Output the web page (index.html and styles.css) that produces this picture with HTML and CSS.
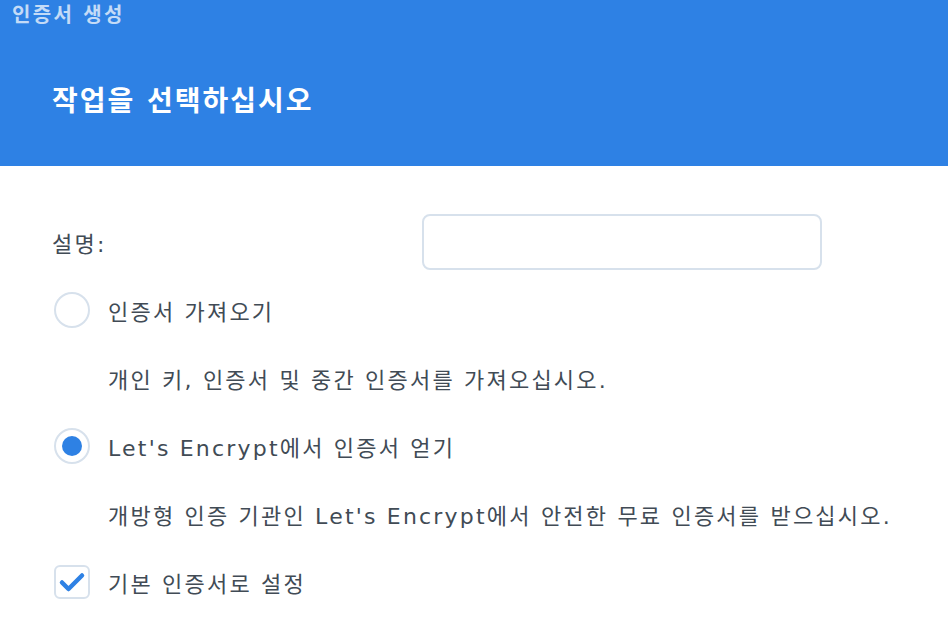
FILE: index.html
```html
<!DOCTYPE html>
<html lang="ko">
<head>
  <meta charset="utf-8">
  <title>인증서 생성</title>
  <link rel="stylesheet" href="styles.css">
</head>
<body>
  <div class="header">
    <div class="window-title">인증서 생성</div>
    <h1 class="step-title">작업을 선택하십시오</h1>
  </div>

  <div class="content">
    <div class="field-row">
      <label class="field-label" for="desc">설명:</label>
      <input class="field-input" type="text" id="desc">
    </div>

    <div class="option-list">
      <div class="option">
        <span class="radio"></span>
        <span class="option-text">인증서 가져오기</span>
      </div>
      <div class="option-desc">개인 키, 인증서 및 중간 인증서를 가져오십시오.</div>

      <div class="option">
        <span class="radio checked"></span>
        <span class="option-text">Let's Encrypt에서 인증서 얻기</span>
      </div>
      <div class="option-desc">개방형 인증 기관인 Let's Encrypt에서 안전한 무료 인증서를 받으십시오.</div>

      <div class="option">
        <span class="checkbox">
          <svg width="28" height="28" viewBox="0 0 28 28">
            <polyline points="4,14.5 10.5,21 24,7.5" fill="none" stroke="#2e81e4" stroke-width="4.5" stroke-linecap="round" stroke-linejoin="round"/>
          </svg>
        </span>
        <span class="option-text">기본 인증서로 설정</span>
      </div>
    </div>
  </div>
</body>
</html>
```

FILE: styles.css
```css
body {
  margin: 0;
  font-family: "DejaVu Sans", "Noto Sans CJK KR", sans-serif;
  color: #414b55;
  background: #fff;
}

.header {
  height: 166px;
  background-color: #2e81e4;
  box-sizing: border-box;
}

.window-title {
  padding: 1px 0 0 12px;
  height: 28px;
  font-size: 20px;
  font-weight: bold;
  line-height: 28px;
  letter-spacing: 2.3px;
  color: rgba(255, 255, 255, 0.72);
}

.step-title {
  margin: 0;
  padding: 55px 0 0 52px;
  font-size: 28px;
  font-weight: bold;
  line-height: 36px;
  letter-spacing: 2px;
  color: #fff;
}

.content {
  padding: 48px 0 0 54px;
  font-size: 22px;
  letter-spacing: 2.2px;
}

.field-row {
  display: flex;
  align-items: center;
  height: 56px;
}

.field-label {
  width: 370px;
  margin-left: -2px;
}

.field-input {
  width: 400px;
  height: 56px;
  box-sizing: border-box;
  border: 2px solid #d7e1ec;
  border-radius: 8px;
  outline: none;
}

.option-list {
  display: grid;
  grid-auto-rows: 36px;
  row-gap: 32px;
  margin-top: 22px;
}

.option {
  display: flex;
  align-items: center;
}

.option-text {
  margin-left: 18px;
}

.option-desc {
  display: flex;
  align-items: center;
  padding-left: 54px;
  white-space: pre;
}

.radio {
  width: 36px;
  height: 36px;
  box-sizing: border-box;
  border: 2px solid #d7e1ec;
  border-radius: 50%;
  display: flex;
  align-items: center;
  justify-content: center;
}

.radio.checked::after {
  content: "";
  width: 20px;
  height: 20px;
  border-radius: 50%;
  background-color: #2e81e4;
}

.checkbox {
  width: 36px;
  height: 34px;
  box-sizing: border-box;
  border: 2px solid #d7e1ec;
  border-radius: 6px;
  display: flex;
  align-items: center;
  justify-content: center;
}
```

## [What you should do]
Repeat the full listing above exactly, with no pictures in the copy.

## [The reply]
Output the web page (index.html and styles.css) that produces this picture with HTML and CSS.
FILE: index.html
```html
<!DOCTYPE html>
<html lang="ko">
<head>
  <meta charset="utf-8">
  <title>인증서 생성</title>
  <link rel="stylesheet" href="styles.css">
</head>
<body>
  <div class="header">
    <div class="window-title">인증서 생성</div>
    <h1 class="step-title">작업을 선택하십시오</h1>
  </div>

  <div class="content">
    <div class="field-row">
      <label class="field-label" for="desc">설명:</label>
      <input class="field-input" type="text" id="desc">
    </div>

    <div class="option-list">
      <div class="option">
        <span class="radio"></span>
        <span class="option-text">인증서 가져오기</span>
      </div>
      <div class="option-desc">개인 키, 인증서 및 중간 인증서를 가져오십시오.</div>

      <div class="option">
        <span class="radio checked"></span>
        <span class="option-text">Let's Encrypt에서 인증서 얻기</span>
      </div>
      <div class="option-desc">개방형 인증 기관인 Let's Encrypt에서 안전한 무료 인증서를 받으십시오.</div>

      <div class="option">
        <span class="checkbox">
          <svg width="28" height="28" viewBox="0 0 28 28">
            <polyline points="4,14.5 10.5,21 24,7.5" fill="none" stroke="#2e81e4" stroke-width="4.5" stroke-linecap="round" stroke-linejoin="round"/>
          </svg>
        </span>
        <span class="option-text">기본 인증서로 설정</span>
      </div>
    </div>
  </div>
</body>
</html>
```

FILE: styles.css
```css
body {
  margin: 0;
  font-family: "DejaVu Sans", "Noto Sans CJK KR", sans-serif;
  color: #414b55;
  background: #fff;
}

.header {
  height: 166px;
  background-color: #2e81e4;
  box-sizing: border-box;
}

.window-title {
  padding: 1px 0 0 12px;
  height: 28px;
  font-size: 20px;
  font-weight: bold;
  line-height: 28px;
  letter-spacing: 2.3px;
  color: rgba(255, 255, 255, 0.72);
}

.step-title {
  margin: 0;
  padding: 55px 0 0 52px;
  font-size: 28px;
  font-weight: bold;
  line-height: 36px;
  letter-spacing: 2px;
  color: #fff;
}

.content {
  padding: 48px 0 0 54px;
  font-size: 22px;
  letter-spacing: 2.2px;
}

.field-row {
  display: flex;
  align-items: center;
  height: 56px;
}

.field-label {
  width: 370px;
  margin-left: -2px;
}

.field-input {
  width: 400px;
  height: 56px;
  box-sizing: border-box;
  border: 2px solid #d7e1ec;
  border-radius: 8px;
  outline: none;
}

.option-list {
  display: grid;
  grid-auto-rows: 36px;
  row-gap: 32px;
  margin-top: 22px;
}

.option {
  display: flex;
  align-items: center;
}

.option-text {
  margin-left: 18px;
}

.option-desc {
  display: flex;
  align-items: center;
  padding-left: 54px;
  white-space: pre;
}

.radio {
  width: 36px;
  height: 36px;
  box-sizing: border-box;
  border: 2px solid #d7e1ec;
  border-radius: 50%;
  display: flex;
  align-items: center;
  justify-content: center;
}

.radio.checked::after {
  content: "";
  width: 20px;
  height: 20px;
  border-radius: 50%;
  background-color: #2e81e4;
}

.checkbox {
  width: 36px;
  height: 34px;
  box-sizing: border-box;
  border: 2px solid #d7e1ec;
  border-radius: 6px;
  display: flex;
  align-items: center;
  justify-content: center;
}
```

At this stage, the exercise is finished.